The only major way that gamification has impacted the quizzes that make up the majority of its purview is through progress meters, visual metrics of how close one is to accomplishing a given task. In games, this often takes the form of a “level up” meter and in the real world, it becomes frequent flyer miles, Sheldon’s “experience points” grading system, or the little green “correct answer” meter in the corner of my neighbor’s Spanish quiz. This is also the same concept at the heart of games like Farmville, at one time the most popular game in America, in which players spend hours performing rote, redundant tasks to grow a farm. However, the exploitation of this common mechanic is itself dangerous. It’s called operant conditioning, and it’s the reason that activities like gambling are addictive. If an activity rewards the user on a predictable but irregular schedule, the user is likely to continue long after the activity itself is no longer enjoyable. The reward becomes the only reason the user continues, not the inherent value of the activity. For gamified education, this means that the feeling one receives from passing a quiz may be the only reason one returns to the game. This isn’t an inherently bad thing except that it further reduces likelihood that students will think critically about the content they are presented with. As long as you get your fix, you keep coming back. Additionally, there are some serious ethical implications if the way we plan on fixing our educational system is to use the tactics of a casino. 

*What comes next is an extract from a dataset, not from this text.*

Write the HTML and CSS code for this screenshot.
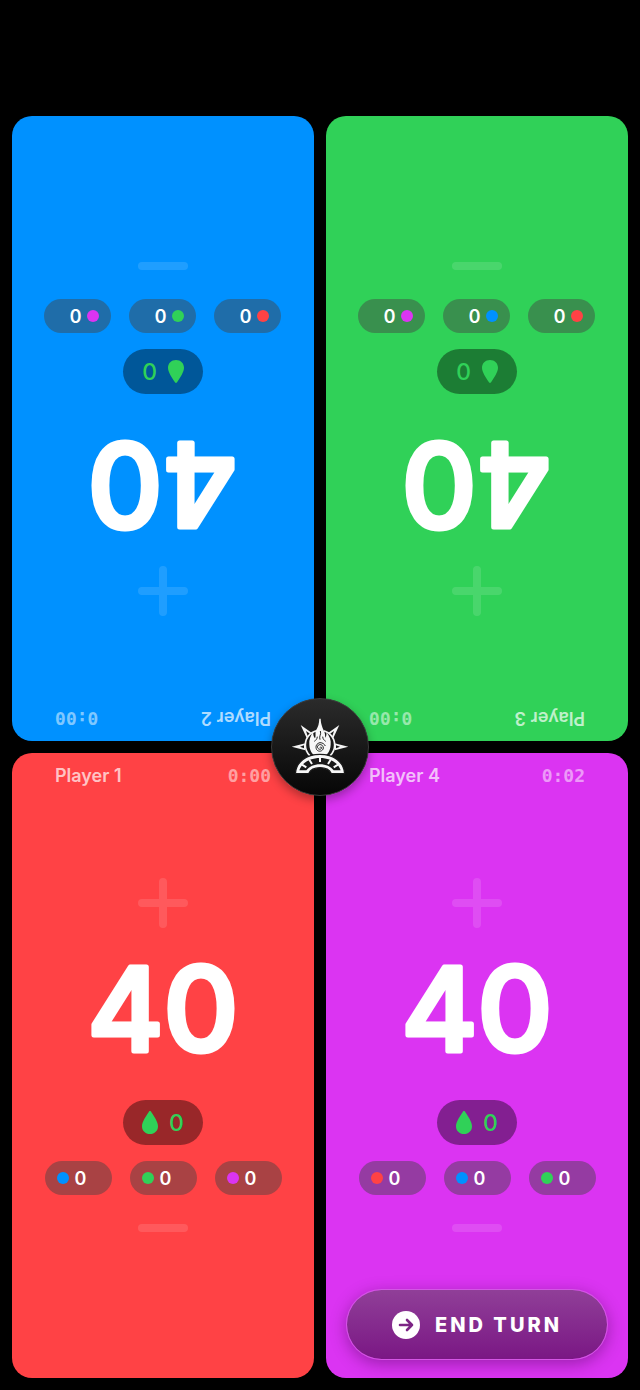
FILE: index.html
```html
<!DOCTYPE html>
<html lang="en">
<head>
<meta charset="utf-8">
<meta name="viewport" content="width=device-width, initial-scale=1">
<title>Life Counter</title>
<link rel="stylesheet" href="styles.css">
</head>
<body>
<svg class="defs" aria-hidden="true">
  <symbol id="drop" viewBox="0 0 16 23"><path d="M8 0C8.700 0 9 .6 9.400 1.200C12 5 16 11 16 15.200C16 19.800 12.600 23 8 23S0 19.800 0 15.200C0 11 4 5 6.600 1.200C7 .6 7.300 0 8 0Z"/></symbol>
  <symbol id="plus" viewBox="0 0 50 50"><path d="M25 4V46M4 25H46"/></symbol>
  <symbol id="minus" viewBox="0 0 50 50"><path d="M4 25H46"/></symbol>
</svg>
<main class="board">
  <section class="card blue flipped">
    <header class="head"><span class="name">Player 2</span><span class="time">0:00</span></header>
    <div class="life">
      <button class="step" aria-label="Gain life"><svg><use href="#plus"/></svg></button>
      <svg class="total"><text x="50%" y="123">40</text></svg>
      <button class="poison" aria-label="Poison"><svg><use href="#drop"/></svg>0</button>
      <div class="damage">
        <button class="chip"><i class="dot red"></i>0</button>
        <button class="chip"><i class="dot green"></i>0</button>
        <button class="chip"><i class="dot purple"></i>0</button>
      </div>
      <button class="step" aria-label="Lose life"><svg><use href="#minus"/></svg></button>
    </div>
  </section>
  <section class="card green flipped">
    <header class="head"><span class="name">Player 3</span><span class="time">0:00</span></header>
    <div class="life">
      <button class="step" aria-label="Gain life"><svg><use href="#plus"/></svg></button>
      <svg class="total"><text x="50%" y="123">40</text></svg>
      <button class="poison" aria-label="Poison"><svg><use href="#drop"/></svg>0</button>
      <div class="damage">
        <button class="chip"><i class="dot red"></i>0</button>
        <button class="chip"><i class="dot blue"></i>0</button>
        <button class="chip"><i class="dot purple"></i>0</button>
      </div>
      <button class="step" aria-label="Lose life"><svg><use href="#minus"/></svg></button>
    </div>
  </section>
  <section class="card red">
    <header class="head"><span class="name">Player 1</span><span class="time">0:00</span></header>
    <div class="life">
      <button class="step" aria-label="Gain life"><svg><use href="#plus"/></svg></button>
      <svg class="total"><text x="50%" y="123">40</text></svg>
      <button class="poison" aria-label="Poison"><svg><use href="#drop"/></svg>0</button>
      <div class="damage">
        <button class="chip"><i class="dot blue"></i>0</button>
        <button class="chip"><i class="dot green"></i>0</button>
        <button class="chip"><i class="dot purple"></i>0</button>
      </div>
      <button class="step" aria-label="Lose life"><svg><use href="#minus"/></svg></button>
    </div>
  </section>
  <section class="card purple">
    <header class="head"><span class="name">Player 4</span><span class="time">0:02</span></header>
    <div class="life">
      <button class="step" aria-label="Gain life"><svg><use href="#plus"/></svg></button>
      <svg class="total"><text x="50%" y="123">40</text></svg>
      <button class="poison" aria-label="Poison"><svg><use href="#drop"/></svg>0</button>
      <div class="damage">
        <button class="chip"><i class="dot red"></i>0</button>
        <button class="chip"><i class="dot blue"></i>0</button>
        <button class="chip"><i class="dot green"></i>0</button>
      </div>
      <button class="step" aria-label="Lose life"><svg><use href="#minus"/></svg></button>
    </div>
    <button class="end">
      <svg viewBox="0 0 28 28"><circle cx="14" cy="14" r="14" fill="#fff"/><path d="M8 14H20M15 9L20 14L15 19" fill="none" stroke="#7c2485" stroke-width="2.600" stroke-linecap="round" stroke-linejoin="round"/></svg>
      <span>END TURN</span>
    </button>
  </section>
  <button class="hub" aria-label="Menu">
    <svg viewBox="0 0 180 198">
      <path d="M32 33L66 57L50 72Z M148 33L114 57L130 72Z M5 98L46 88V109Z M175 98L134 88V109Z" fill="#f4f4f4"/>
      <path d="M48 51L60 59L53 66Z M132 51L120 59L127 66Z M30 98L42 94V103Z M150 98L138 94V103Z" fill="#191919"/>
      <circle cx="90" cy="93" r="44" fill="#191919" stroke="#f4f4f4" stroke-width="5"/>
      <path d="M80 58V42H102V58Z" fill="#191919"/>
      <path d="M88 14H92C93 33 98 41 102 51C106 60 105 66 106 71C109 67 110 62 109 54C119 67 124 79 122 92C121 114 108 129 90 129S59 114 58 92C56 79 62 65 70 52C69 63 71 68 75 73C79 63 74 57 79 47C85 37 87 29 88 14Z" fill="#f7f7f7"/>
      <path d="M91 51C95 61 86 66 90 77M73 82C78 78 81 76 82 68M107 82C102 78 99 76 98 68" fill="none" stroke="#222" stroke-width="3"/>
      <path d="M90 101C91 97 97 99 94 104C89 109 80 103 83 96C88 88 100 92 100 102C99 112 86 115 80 107C75 97 80 88 90 86C98 86 103 90 106 96" fill="none" stroke="#222" stroke-width="3"/>
      <path d="M16 179C18 143 50 121 90 121S162 143 164 179H124C119 168 107 161 90 161S61 168 56 179Z" fill="#f7f7f7" stroke="#191919" stroke-width="4"/>
      <path d="M28 169C35 146 60 132 90 132S145 146 152 169H131C122 158 108 151 90 151S58 158 49 169Z" fill="#191919"/>
      <path d="M36 152L49 160M58 137L66 150M90 131V144M122 137L114 150M144 152L131 160" stroke="#f7f7f7" stroke-width="6"/>
    </svg>
  </button>
</main>
</body>
</html>
```
FILE: styles.css
```css
* { box-sizing: border-box; }

body {
  margin: 0;
  background: #000;
  color: #fff;
  font-family: Inter, "Noto Sans", sans-serif;
}

button {
  border: 0;
  padding: 0;
  background: none;
  color: inherit;
  font: inherit;
  cursor: pointer;
}

svg { display: block; }

.defs { display: none; }

.board {
  position: relative;
  display: grid;
  grid-template-columns: 1fr 1fr;
  grid-template-rows: 1fr 1fr;
  gap: 12px;
  min-height: 100vh;
  padding: 0 12px;
  border: solid #000;
  border-width: 116px 0 12px;
}

.card {
  display: grid;
  grid-template-rows: 1fr auto 1fr;
  padding: 11px 20px;
  border-radius: 20px;
}

.flipped { transform: rotate(180deg); }

.blue { background: #0091ff; }
.green { background: #30d158; }
.red { background: #ff4245; }
.purple { background: #db34f2; }

.head {
  display: flex;
  align-items: center;
  align-self: start;
  justify-content: space-between;
  padding: 0 23px;
  font-size: 18px;
  line-height: 24px;
}

.name {
  color: rgba(255, 255, 255, .7);
  font-weight: 600;
}

.time {
  color: rgba(255, 255, 255, .5);
  font-family: "DejaVu Sans Mono", monospace;
  font-weight: 700;
}

.life {
  display: flex;
  flex-direction: column;
  align-items: center;
}

.step svg {
  width: 50px;
  height: 50px;
  fill: none;
  stroke: #fff;
  stroke-width: 8;
  stroke-linecap: round;
  opacity: .12;
}

.total {
  width: 100%;
  height: 162px;
  margin-bottom: 10px;
  fill: #fff;
  stroke: #fff;
  stroke-width: 5;
  stroke-linejoin: round;
  font-size: 116px;
  font-weight: 500;
  text-anchor: middle;
}

.poison {
  display: flex;
  align-items: center;
  justify-content: center;
  gap: 11px;
  width: 80px;
  height: 45px;
  border-radius: 23px;
  background: rgba(0, 0, 0, .4);
  color: #30d158;
  font-size: 23px;
  font-weight: 500;
}

.poison svg {
  width: 16px;
  height: 23px;
  fill: #30d158;
}

.damage {
  display: flex;
  gap: 18px;
  margin: 16px 0 8px;
}

.chip {
  display: flex;
  align-items: center;
  gap: 6px;
  width: 67px;
  height: 34px;
  padding-left: 12px;
  border-radius: 17px;
  background: rgba(67, 67, 67, .46);
  font-size: 18px;
  font-weight: 600;
}

.dot {
  width: 12px;
  height: 12px;
  border-radius: 50%;
}

.end {
  display: flex;
  align-items: center;
  align-self: end;
  justify-content: center;
  gap: 15px;
  height: 71px;
  margin-bottom: 7px;
  border: 1px solid rgba(205, 120, 215, .5);
  border-radius: 36px;
  background: linear-gradient(#903f98, #7a1784) padding-box;
  box-shadow: 0 4px 16px rgba(60, 0, 70, .4);
  font-size: 20px;
  font-weight: 800;
  letter-spacing: 3px;
}

.end svg {
  width: 28px;
  height: 28px;
}

.hub {
  position: absolute;
  top: 50%;
  left: 50%;
  display: grid;
  place-items: center;
  width: 98px;
  height: 98px;
  border: 1px solid #3a3a3a;
  border-radius: 50%;
  background: linear-gradient(#2b2b2b, #060606);
  box-shadow: 0 4px 10px rgba(0, 0, 0, .3);
  transform: translate(-50%, -50%);
}

.hub svg {
  width: 60px;
  height: 66px;
}
```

Too many articles hail gamification as the “future” of education, the one tool that will singlehandedly save American schools. Gamification is a powerful tool to be sure, but it still cannot replace a good teacher who truly cares about what they are doing. The fact that I was sucked up in someone else’s activity on someone else’s computer speaks to the extreme power of gamification, as well as its extreme danger. But careful and thoughtful implementation of the concept may prove it to be a powerful tool in education.